GIVEN EXERCISE: Take the material below and retype it in full; pictures are left out.

RAW DATA:
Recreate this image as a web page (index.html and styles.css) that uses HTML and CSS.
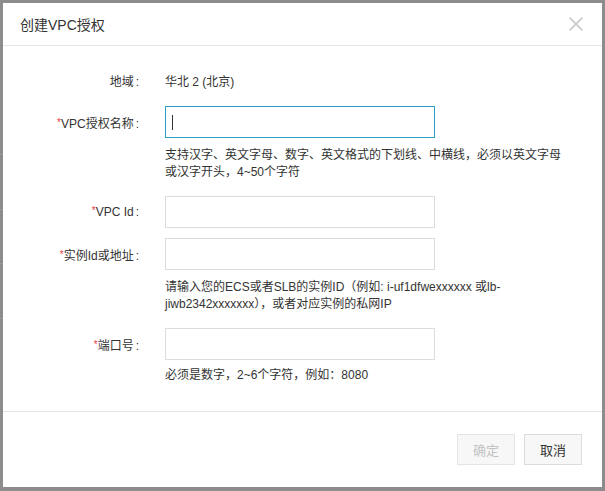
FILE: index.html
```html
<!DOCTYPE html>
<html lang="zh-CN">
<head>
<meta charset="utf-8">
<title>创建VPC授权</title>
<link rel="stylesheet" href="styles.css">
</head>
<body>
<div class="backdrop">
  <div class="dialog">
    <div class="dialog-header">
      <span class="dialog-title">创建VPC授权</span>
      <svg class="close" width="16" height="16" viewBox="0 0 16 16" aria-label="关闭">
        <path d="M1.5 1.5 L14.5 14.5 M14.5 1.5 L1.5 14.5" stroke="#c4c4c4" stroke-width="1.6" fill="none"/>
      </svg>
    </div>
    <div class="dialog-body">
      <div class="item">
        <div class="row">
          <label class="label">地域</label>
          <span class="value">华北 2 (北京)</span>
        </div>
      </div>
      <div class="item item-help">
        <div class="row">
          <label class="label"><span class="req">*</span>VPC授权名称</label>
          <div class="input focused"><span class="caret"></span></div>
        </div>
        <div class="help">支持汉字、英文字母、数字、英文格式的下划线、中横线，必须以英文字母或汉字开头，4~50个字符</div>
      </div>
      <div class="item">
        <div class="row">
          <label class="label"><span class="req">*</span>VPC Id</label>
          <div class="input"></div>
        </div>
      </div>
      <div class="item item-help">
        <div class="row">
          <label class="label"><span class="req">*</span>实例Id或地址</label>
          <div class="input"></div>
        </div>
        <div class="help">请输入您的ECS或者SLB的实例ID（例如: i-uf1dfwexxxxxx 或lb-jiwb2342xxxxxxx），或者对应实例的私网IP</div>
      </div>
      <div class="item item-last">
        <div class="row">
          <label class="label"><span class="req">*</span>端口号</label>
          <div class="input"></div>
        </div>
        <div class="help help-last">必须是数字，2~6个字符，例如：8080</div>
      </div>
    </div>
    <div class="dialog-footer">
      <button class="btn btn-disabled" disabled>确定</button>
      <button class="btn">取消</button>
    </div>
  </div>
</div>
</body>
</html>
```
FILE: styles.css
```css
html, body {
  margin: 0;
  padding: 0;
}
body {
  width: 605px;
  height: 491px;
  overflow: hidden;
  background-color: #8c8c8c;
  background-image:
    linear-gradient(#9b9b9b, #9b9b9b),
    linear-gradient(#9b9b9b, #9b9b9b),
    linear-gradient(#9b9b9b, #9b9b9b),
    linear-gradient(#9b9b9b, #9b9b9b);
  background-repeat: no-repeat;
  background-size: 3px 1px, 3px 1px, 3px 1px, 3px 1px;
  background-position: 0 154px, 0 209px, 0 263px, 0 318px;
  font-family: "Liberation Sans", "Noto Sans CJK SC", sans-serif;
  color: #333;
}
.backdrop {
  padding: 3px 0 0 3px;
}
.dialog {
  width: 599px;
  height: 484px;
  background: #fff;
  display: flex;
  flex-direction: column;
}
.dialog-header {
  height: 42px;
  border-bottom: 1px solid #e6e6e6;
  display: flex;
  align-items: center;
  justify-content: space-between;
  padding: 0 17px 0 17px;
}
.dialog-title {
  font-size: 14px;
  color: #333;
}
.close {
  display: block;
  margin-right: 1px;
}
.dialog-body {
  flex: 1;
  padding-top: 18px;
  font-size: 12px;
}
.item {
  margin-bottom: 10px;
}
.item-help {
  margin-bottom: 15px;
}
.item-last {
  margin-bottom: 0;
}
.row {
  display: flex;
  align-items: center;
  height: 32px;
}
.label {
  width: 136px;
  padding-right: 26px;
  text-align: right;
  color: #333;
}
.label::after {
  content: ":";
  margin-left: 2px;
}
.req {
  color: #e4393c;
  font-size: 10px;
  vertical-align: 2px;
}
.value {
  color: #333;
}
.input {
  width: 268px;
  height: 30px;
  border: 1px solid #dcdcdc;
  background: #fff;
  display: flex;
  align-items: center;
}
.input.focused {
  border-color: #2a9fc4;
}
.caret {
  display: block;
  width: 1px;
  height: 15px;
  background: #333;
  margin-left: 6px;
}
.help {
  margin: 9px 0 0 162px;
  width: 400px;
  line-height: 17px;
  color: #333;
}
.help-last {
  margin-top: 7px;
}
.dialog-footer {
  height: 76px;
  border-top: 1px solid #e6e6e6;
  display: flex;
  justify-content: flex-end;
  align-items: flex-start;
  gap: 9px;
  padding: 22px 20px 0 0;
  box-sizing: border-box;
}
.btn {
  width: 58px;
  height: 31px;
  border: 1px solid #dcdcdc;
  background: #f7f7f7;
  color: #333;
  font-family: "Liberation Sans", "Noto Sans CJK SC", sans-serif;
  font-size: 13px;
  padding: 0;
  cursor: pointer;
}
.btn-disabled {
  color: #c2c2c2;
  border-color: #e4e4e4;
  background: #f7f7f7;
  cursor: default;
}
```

OUTPUT FOR THIS TASK:
Recreate this image as a web page (index.html and styles.css) that uses HTML and CSS.
FILE: index.html
```html
<!DOCTYPE html>
<html lang="zh-CN">
<head>
<meta charset="utf-8">
<title>创建VPC授权</title>
<link rel="stylesheet" href="styles.css">
</head>
<body>
<div class="backdrop">
  <div class="dialog">
    <div class="dialog-header">
      <span class="dialog-title">创建VPC授权</span>
      <svg class="close" width="16" height="16" viewBox="0 0 16 16" aria-label="关闭">
        <path d="M1.5 1.5 L14.5 14.5 M14.5 1.5 L1.5 14.5" stroke="#c4c4c4" stroke-width="1.6" fill="none"/>
      </svg>
    </div>
    <div class="dialog-body">
      <div class="item">
        <div class="row">
          <label class="label">地域</label>
          <span class="value">华北 2 (北京)</span>
        </div>
      </div>
      <div class="item item-help">
        <div class="row">
          <label class="label"><span class="req">*</span>VPC授权名称</label>
          <div class="input focused"><span class="caret"></span></div>
        </div>
        <div class="help">支持汉字、英文字母、数字、英文格式的下划线、中横线，必须以英文字母或汉字开头，4~50个字符</div>
      </div>
      <div class="item">
        <div class="row">
          <label class="label"><span class="req">*</span>VPC Id</label>
          <div class="input"></div>
        </div>
      </div>
      <div class="item item-help">
        <div class="row">
          <label class="label"><span class="req">*</span>实例Id或地址</label>
          <div class="input"></div>
        </div>
        <div class="help">请输入您的ECS或者SLB的实例ID（例如: i-uf1dfwexxxxxx 或lb-jiwb2342xxxxxxx），或者对应实例的私网IP</div>
      </div>
      <div class="item item-last">
        <div class="row">
          <label class="label"><span class="req">*</span>端口号</label>
          <div class="input"></div>
        </div>
        <div class="help help-last">必须是数字，2~6个字符，例如：8080</div>
      </div>
    </div>
    <div class="dialog-footer">
      <button class="btn btn-disabled" disabled>确定</button>
      <button class="btn">取消</button>
    </div>
  </div>
</div>
</body>
</html>
```
FILE: styles.css
```css
html, body {
  margin: 0;
  padding: 0;
}
body {
  width: 605px;
  height: 491px;
  overflow: hidden;
  background-color: #8c8c8c;
  background-image:
    linear-gradient(#9b9b9b, #9b9b9b),
    linear-gradient(#9b9b9b, #9b9b9b),
    linear-gradient(#9b9b9b, #9b9b9b),
    linear-gradient(#9b9b9b, #9b9b9b);
  background-repeat: no-repeat;
  background-size: 3px 1px, 3px 1px, 3px 1px, 3px 1px;
  background-position: 0 154px, 0 209px, 0 263px, 0 318px;
  font-family: "Liberation Sans", "Noto Sans CJK SC", sans-serif;
  color: #333;
}
.backdrop {
  padding: 3px 0 0 3px;
}
.dialog {
  width: 599px;
  height: 484px;
  background: #fff;
  display: flex;
  flex-direction: column;
}
.dialog-header {
  height: 42px;
  border-bottom: 1px solid #e6e6e6;
  display: flex;
  align-items: center;
  justify-content: space-between;
  padding: 0 17px 0 17px;
}
.dialog-title {
  font-size: 14px;
  color: #333;
}
.close {
  display: block;
  margin-right: 1px;
}
.dialog-body {
  flex: 1;
  padding-top: 18px;
  font-size: 12px;
}
.item {
  margin-bottom: 10px;
}
.item-help {
  margin-bottom: 15px;
}
.item-last {
  margin-bottom: 0;
}
.row {
  display: flex;
  align-items: center;
  height: 32px;
}
.label {
  width: 136px;
  padding-right: 26px;
  text-align: right;
  color: #333;
}
.label::after {
  content: ":";
  margin-left: 2px;
}
.req {
  color: #e4393c;
  font-size: 10px;
  vertical-align: 2px;
}
.value {
  color: #333;
}
.input {
  width: 268px;
  height: 30px;
  border: 1px solid #dcdcdc;
  background: #fff;
  display: flex;
  align-items: center;
}
.input.focused {
  border-color: #2a9fc4;
}
.caret {
  display: block;
  width: 1px;
  height: 15px;
  background: #333;
  margin-left: 6px;
}
.help {
  margin: 9px 0 0 162px;
  width: 400px;
  line-height: 17px;
  color: #333;
}
.help-last {
  margin-top: 7px;
}
.dialog-footer {
  height: 76px;
  border-top: 1px solid #e6e6e6;
  display: flex;
  justify-content: flex-end;
  align-items: flex-start;
  gap: 9px;
  padding: 22px 20px 0 0;
  box-sizing: border-box;
}
.btn {
  width: 58px;
  height: 31px;
  border: 1px solid #dcdcdc;
  background: #f7f7f7;
  color: #333;
  font-family: "Liberation Sans", "Noto Sans CJK SC", sans-serif;
  font-size: 13px;
  padding: 0;
  cursor: pointer;
}
.btn-disabled {
  color: #c2c2c2;
  border-color: #e4e4e4;
  background: #f7f7f7;
  cursor: default;
}
```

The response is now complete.